Miller will be sharing her poetry at the festival, which illustrates her own firsthand experiences as a woman dealing with relationships within her life. Some of the included poems include “When I Stay,” “Anatomy of a Wine Glass” and “Aftershock.” 

Miller described one of her favorite works, “Node Management,” as “a cry for women’s independence from men.” 

“I think a lot of women are going to respond to it,” Miller said. “I get really inspired and write furiously for a length of time.” 

Miller was given the chance to do the show through her creative writing class, although she originally had not planned to appear at the Fringe Festival. 

Alongside Miller, Galvao will be presenting her fiction writing. Her short story, “A Liturgy of Hours,” aligns itself very naturally to the rest of the segment and the trope of girl-power.

Galvao wanted to make sure that she presented the unconventional role of women in literature—one that is often ignored in today’s media. Her objective was to create a story with a realistic female role.

“I really like the idea that women can be the center of fiction that isn’t necessarily romantic,” Galvao said. 

“A Liturgy of Hours” tells the story of a nun who lives in a cloistered convent after she got pregnant as a teenager and had to give up her baby. 

The title, “A Liturgy of Hours,” relates to the cycle of times in which the nuns come together to pray.

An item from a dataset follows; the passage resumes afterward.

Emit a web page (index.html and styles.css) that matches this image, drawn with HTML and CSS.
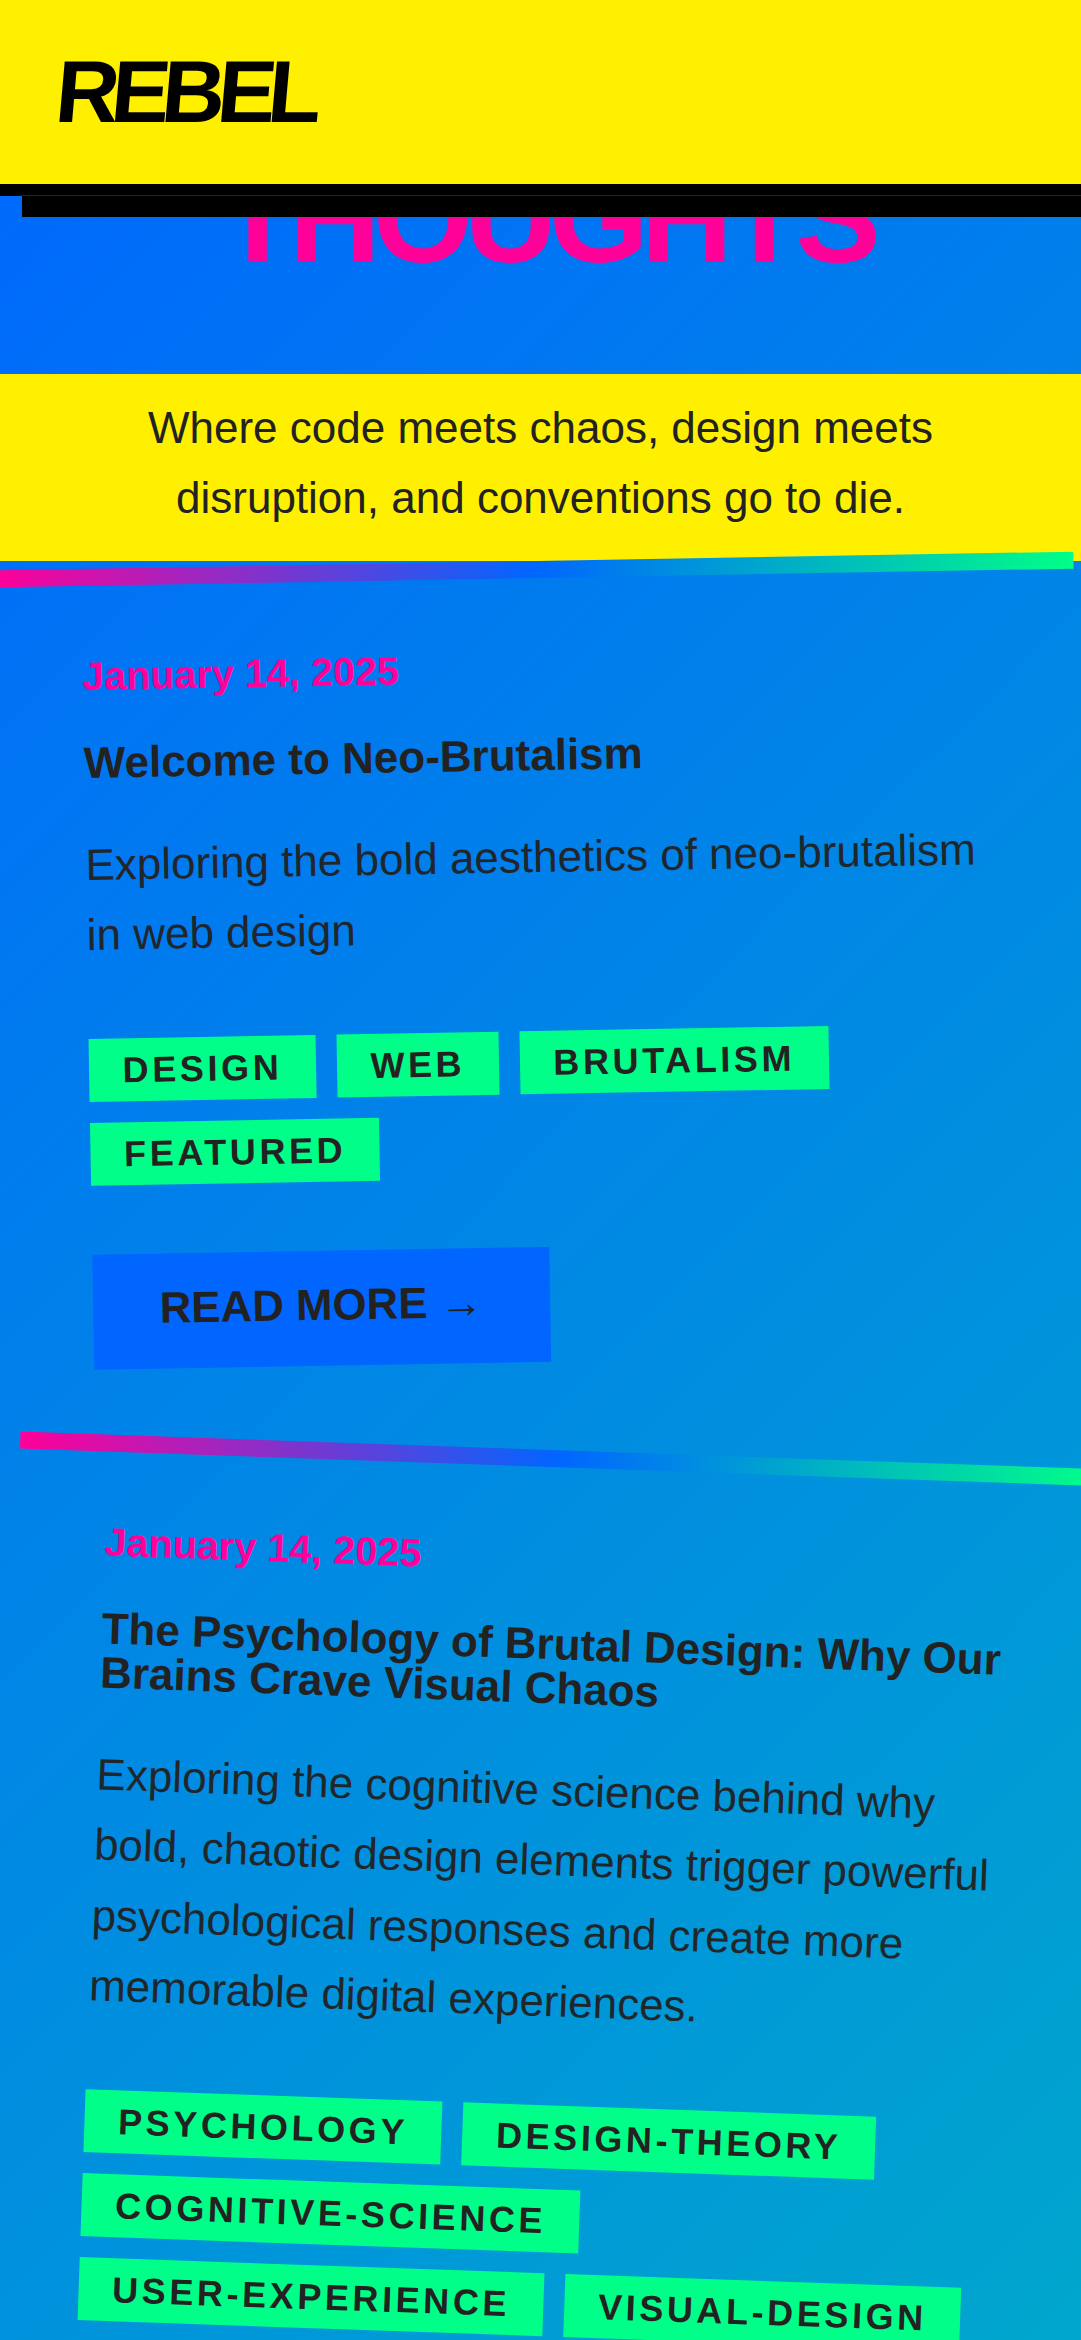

It is also the only time in the story where the main character allows herself to speak out loud. 

Galvao said she sympathized with the protagonist when she is challenged, specifically when the character must decide whether to stay silent and hold onto her vow or to find forgiveness in herself. Although Galvao is nervous about sharing her art, she feels it is worth it because of the important message the piece carries. 

“I would say it’s a pretty quiet story that follows someone who doesn’t speak and I feel like it’s more about the quiet transformation she comes to with herself,” she said. “[The ending is] gratifying and fulfilling, but it comes from a very quiet moment.”

Alongside Miller and Galvao, Owen will present her creative non-fiction piece and Cui will showcase her poetry.

All in all, it looks like all these women will blow away the audience. Make sure to show your support on Sept. 23 at the Rochester Fringe Festival when these ladies take the stage. Listening to their work is not only an experience everyone should have, but it’s also something that will enable empowerment. These writers are creating a localized revolution by allowing their voices to be heard through artistic outlets.